Max Bell Alper, not as clever as he thinks he is. http://t.co/bTptVLSWbj
— Derek Powazek (@fraying) December 9, 2013
Honorable mentions: Missing the point
These three outlets make the argument that the protesters anger is misplaced, and should rally against government, not techies, instead. But as we’ve pointed out, that doesn’t tend to get attention, whereas protesting techies does (or else these three outlets likely wouldn’t have written stories in the first place).
The Peter Shih Effect
— Susie Cagle (@susie_c) December 10, 2013
The Atlantic Cities: Why I’m Not Embarrassed to Have Been Fooled by the Google Bus Protest Hoax
In this piece for The Atlantic Cities, Sarah Goodyear points out that with real tech haters like Peter Shih (though now we have Greg Gopman too) referring to San Francisco women as “49ers” (4’s who think they’re 9’s) and saying our foggy weather is “PMSing,” buying Max Bell Alper’s Google employee impersonation wasn’t all that much of a stretch.
But she takes it the next step further, and tries to build bridges between all involved.
“Will the next generation of tech entrepreneurs abandon the suburban campus model that makes Google buses necessary? We’ll have to wait to find out, although the rise of the tech sector in New York – where public transportation and pedestrian culture are more robust than anywhere else in the United States, and the bubble of privilege is less impermeable – may be one indication that things are changing.

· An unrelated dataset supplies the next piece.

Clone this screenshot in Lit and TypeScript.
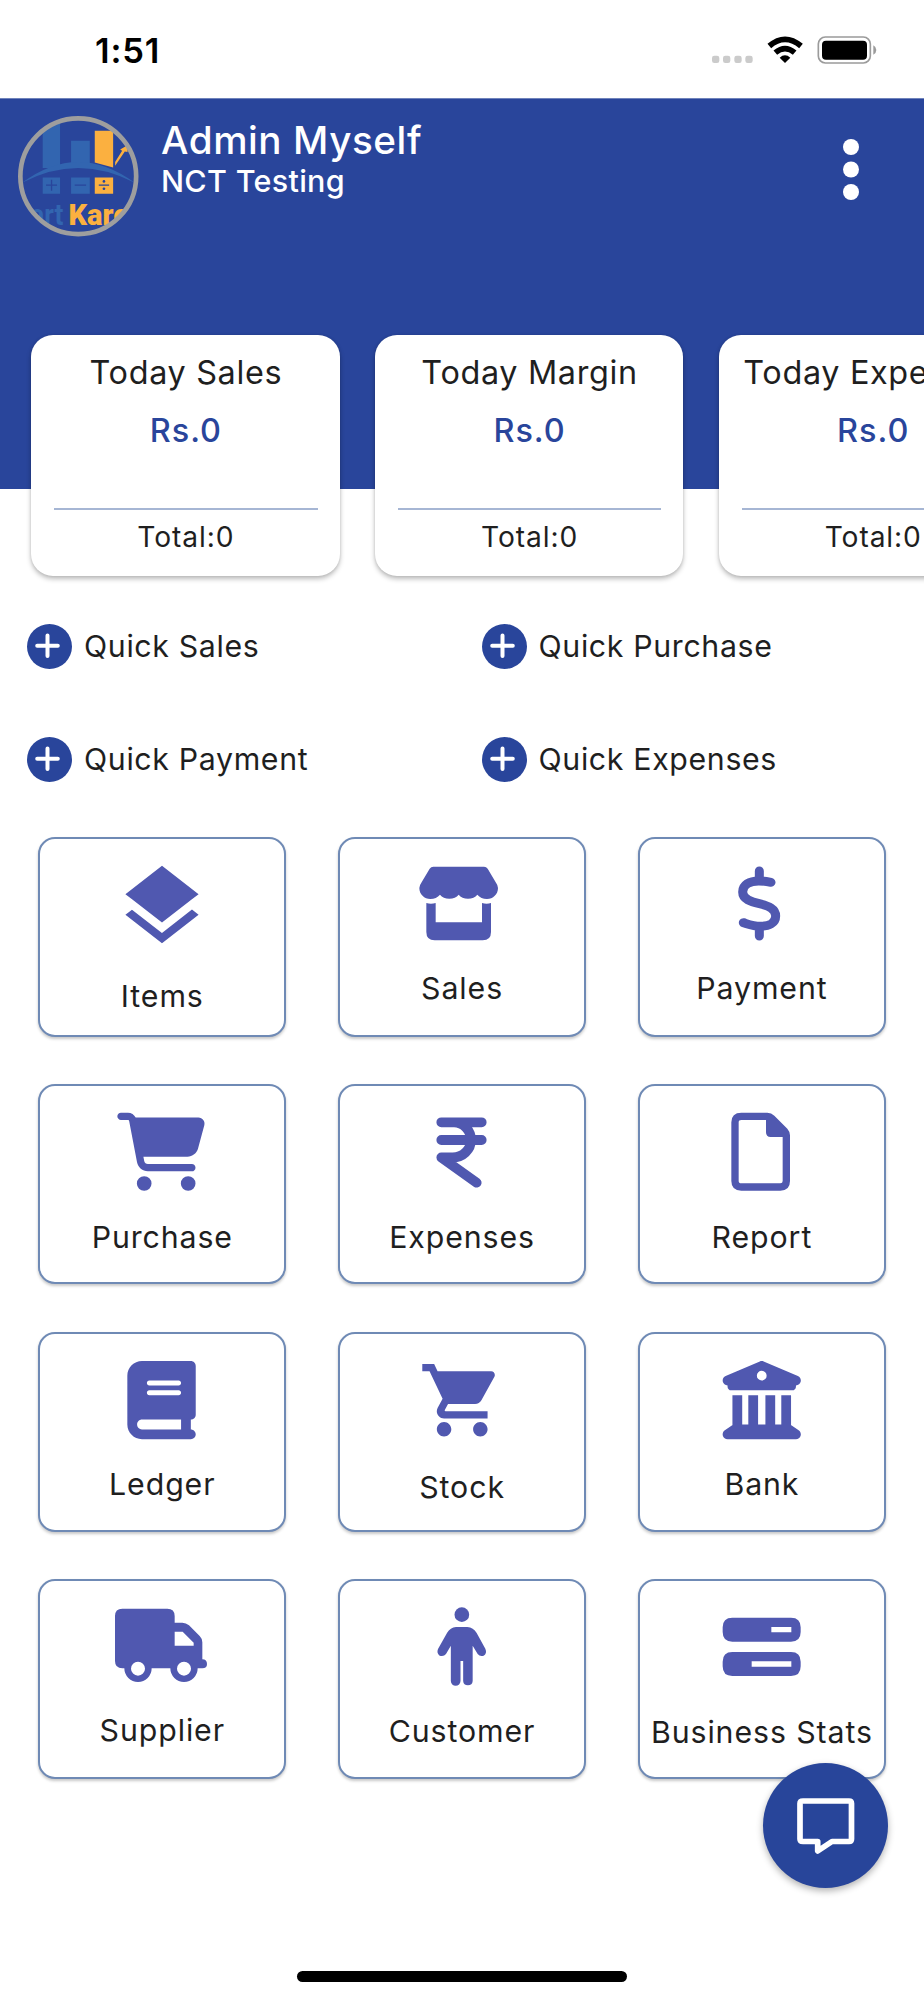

In the meantime, the obnoxious tech guy who wasn’t a hoax, Peter Shih, did try to make amends. After his offending entry on Medium came down, Shih posted a note of apology on the site:
‘I don’t deserve any forgiveness for the stupidity of my actions and words, but I sincerely hope to demonstrate by my future behavior to humbly build up and not tear down the communities and people around me.’
I’m inclined to give Shih the benefit of the doubt, and Alper, too. Not to mention myself. We’re all just trying to figure this out, after all. And sometimes it’s the mistakes you make that teach you the most.”